Brandon Ragland - WOW your “Wal-Mart” prints are total bogus. I just got wal-mart instant prints myself and compared them to a quality IPS screen at full bright-ness. And guess what, they look EXACTLY the same as the image being rasterized, color for color, as my IPS 1080 screen. Albeit, the prints are sharper than the screen.

I’m not to say that the coatings aren’t better, but you need to do a little reseach into Wal-Mart’s equipment. It turns out, Wal-mart actually has some of the BEST printing equipment. Fujifilms instant prints, are world-class, and about $50k a pop too. That’s the equivalent of a luxury car sitting in the “instant print” section.
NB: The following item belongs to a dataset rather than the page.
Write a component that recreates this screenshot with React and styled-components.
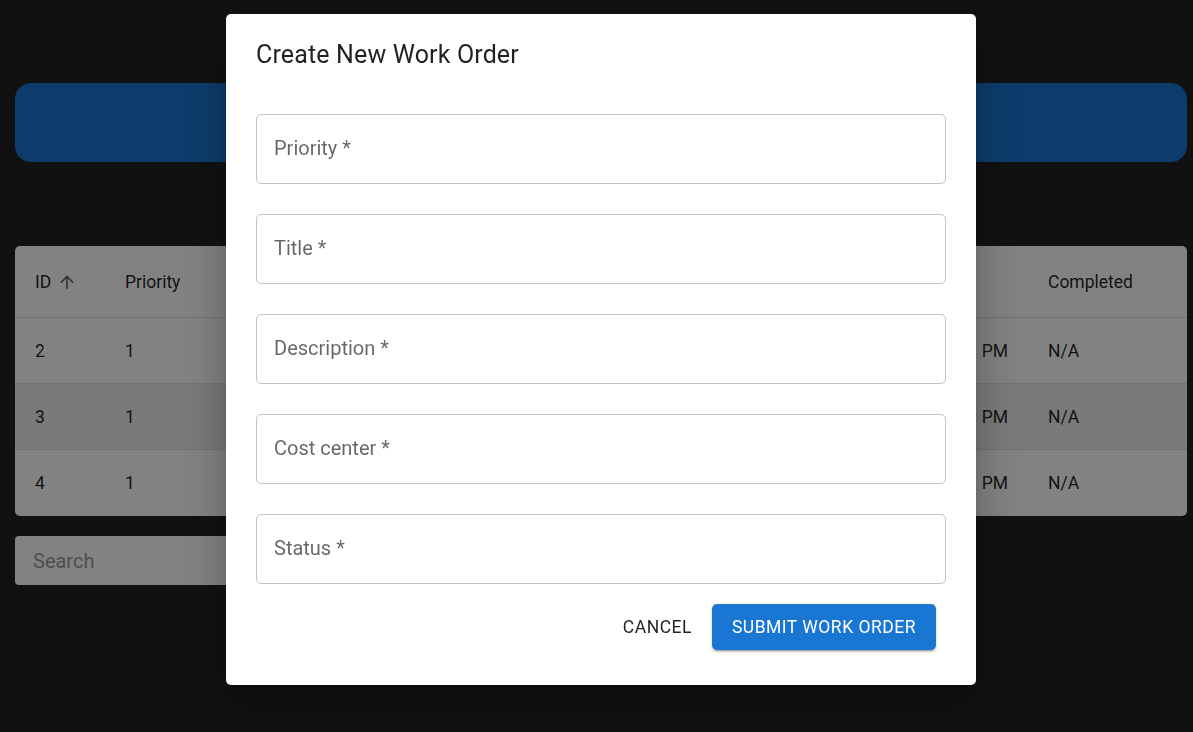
import React from 'react';
import styled, { createGlobalStyle } from 'styled-components';

const GlobalStyle = createGlobalStyle`
  html, body {
    margin: 0;
    padding: 0;
    background: #232323;
    font-family: Roboto, "Liberation Sans", sans-serif;
    overflow: hidden;
  }
  * { box-sizing: border-box; }
`

const Page = styled.div`
  width: 1172px;
  margin-left: 15px;
  padding-top: 83px;
  display: flex;
  flex-direction: column;
`

const Banner = styled.div`
  height: 79px;
  background: #1976d2;
  border-radius: 16px;
  display: flex;
  align-items: center;
  justify-content: center;
  color: #fff;
  font-size: 30px;
  font-weight: 500;
`

const TablePaper = styled.div`
  margin-top: 84px;
  background: #fff;
  border-radius: 5px;
  overflow: hidden;
`

const Row = styled.div`
  display: grid;
  grid-template-columns: 90px 140px 1fr 1fr 1fr 1fr 229px 159px;
  height: ${p => (p.$head ? 72 : 66)}px;
  align-items: center;
  background: ${p => (p.$striped ? '#efefef' : 'transparent')};
  border-bottom: ${p => (p.$last ? 'none' : '1px solid #e0e0e0')};
`

const Cell = styled.div`
  padding: 0 20px;
  font-size: 17.5px;
  color: rgba(0, 0, 0, 0.87);
  white-space: nowrap;
  overflow: hidden;
  display: flex;
  align-items: center;
  justify-content: ${p => (p.$end ? 'flex-end' : 'flex-start')};
  gap: 6px;
`

const SearchInput = styled.input`
  margin-top: 20px;
  width: 420px;
  height: 49px;
  border: none;
  border-radius: 4px;
  background: #fff;
  padding: 0 18px;
  font-family: inherit;
  font-size: 20px;
  outline: none;
  &::placeholder { color: #9a9a9a; }
`

const Backdrop = styled.div`
  position: fixed;
  inset: 0;
  background: rgba(0, 0, 0, 0.49);
  display: flex;
  justify-content: center;
  align-items: flex-start;
  padding: 14px 0 0 9px;
`

const Dialog = styled.div`
  width: 750px;
  background: #fff;
  border-radius: 5px;
  box-shadow: 0px 11px 15px -7px rgba(0,0,0,0.2), 0px 24px 38px 3px rgba(0,0,0,0.14), 0px 9px 46px 8px rgba(0,0,0,0.12);
  display: flex;
  flex-direction: column;
`

const Title = styled.h2`
  margin: 0;
  padding: 21px 30px 19px;
  font-size: 25px;
  font-weight: 400;
  line-height: 40px;
  color: rgba(0, 0, 0, 0.87);
  letter-spacing: 0.15px;
`

const Content = styled.form`
  padding: 0 30px 25px;
  display: flex;
  flex-direction: column;
`

const TextInput = styled.input`
  margin: 20px 0 10px;
  height: 70px;
  width: 100%;
  border: 1px solid #c4c4c4;
  border-radius: 5px;
  padding: 0 17px 2px;
  font-family: inherit;
  font-size: 20px;
  color: rgba(0, 0, 0, 0.87);
  outline: none;
  &::placeholder { color: rgba(0, 0, 0, 0.6); }
`

const Actions = styled.div`
  display: flex;
  justify-content: flex-end;
  gap: 10px;
  padding: 10px;
`

const Button = styled.button`
  height: 46px;
  padding: 0 ${p => (p.$primary ? 20 : 10)}px;
  border: none;
  border-radius: 5px;
  font-family: inherit;
  font-size: 17.5px;
  font-weight: 400;
  letter-spacing: 0.5px;
  text-transform: uppercase;
  cursor: pointer;
  background: ${p => (p.$primary ? '#1976d2' : 'transparent')};
  color: ${p => (p.$primary ? '#fff' : 'rgba(0, 0, 0, 0.87)')};
  box-shadow: ${p => (p.$primary ? '0px 3px 1px -2px rgba(0,0,0,0.2), 0px 2px 2px 0px rgba(0,0,0,0.14), 0px 1px 5px 0px rgba(0,0,0,0.12)' : 'none')};
`

const ArrowUp = () => (
  <svg width="20" height="20" viewBox="0 0 24 24" fill="rgba(0,0,0,0.6)">
    <path d="M4 12l1.41 1.41L11 7.83V20h2V7.83l5.58 5.59L20 12l-8-8-8 8z" />
  </svg>
)

const columns = ['Priority', 'Title', 'Description', 'Cost center', 'Status', 'Created', 'Completed']

const rows = [
  { id: 2, priority: 1, title: 'Fix HVAC', description: 'No cooling', cost: 'CC-100', status: 'Open', created: '10/24/2023, 4:32:15\u2002PM' },
  { id: 3, priority: 1, title: 'Lights', description: 'Lights out', cost: 'CC-200', status: 'Open', created: '10/24/2023, 4:35:02\u2002PM' },
  { id: 4, priority: 1, title: 'Roof', description: 'Roof leak', cost: 'CC-300', status: 'Open', created: '10/24/2023, 4:40:48\u2002PM' },
]

const fields = ['Priority *', 'Title *', 'Description *', 'Cost center *', 'Status *']

export default function App() {
  return (
    <>
      <GlobalStyle />
      <Page>
        <Banner>Work Orders</Banner>
        <TablePaper>
          <Row $head>
            <Cell>ID <ArrowUp /></Cell>
            {columns.map(c => <Cell key={c}>{c}</Cell>)}
          </Row>
          {rows.map((r, i) => (
            <Row key={r.id} $striped={i % 2 === 1} $last={i === rows.length - 1}>
              <Cell>{r.id}</Cell>
              <Cell>{r.priority}</Cell>
              <Cell>{r.title}</Cell>
              <Cell>{r.description}</Cell>
              <Cell>{r.cost}</Cell>
              <Cell>{r.status}</Cell>
              <Cell $end>{r.created}</Cell>
              <Cell>N/A</Cell>
            </Row>
          ))}
        </TablePaper>
        <SearchInput placeholder="Search" />
      </Page>
      <Backdrop>
        <Dialog>
          <Title>Create New Work Order</Title>
          <Content onSubmit={e => e.preventDefault()}>
            {fields.map(f => <TextInput key={f} placeholder={f} />)}
            <Actions>
              <Button type="button">Cancel</Button>
              <Button type="submit" $primary>Submit Work Order</Button>
            </Actions>
          </Content>
        </Dialog>
      </Backdrop>
    </>
  )
}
The 1-hour photos are often done on Kodak D4000 or the D3000 of yester-year. Guess how much those babies cost: $85-100k that’s a pretty heft price-tag!


Heather Beck - Thanks for your comment, Brandon! However, my findings aren’t bogus. These were real prints. Your wal-mart print findings just goes to show their lack of consistency. I’ve had different results whether I use their one-hour lab or if I order online. None of them good. I’m so glad it’s working for you, though!

Danny Ibarra - Not a very good representation of Walmart photos based on my experience. I do not offer prints for my customers (my business choice and plan) and give them my fully edited photographs. They can then choose to get them printed wherever they would like at whatever price they want to pay. They still pay me for my time and ability. I educate them on how to get prints at Walmart, Costco, CVS, Wolf, etc. and make sure they have a print release just in case someone gives them a hard time over copyright. Before I chose this model, I test printed my fully edited files at Walmart, Costco, and CVS, and all of them were still nearly identical to what they looked like on my monitor (calibrated for such printing). So far, none of my clients have had issues with accurate reproduction at any of these consumer print labs, as long as they remember not to let the lab do any color correcting.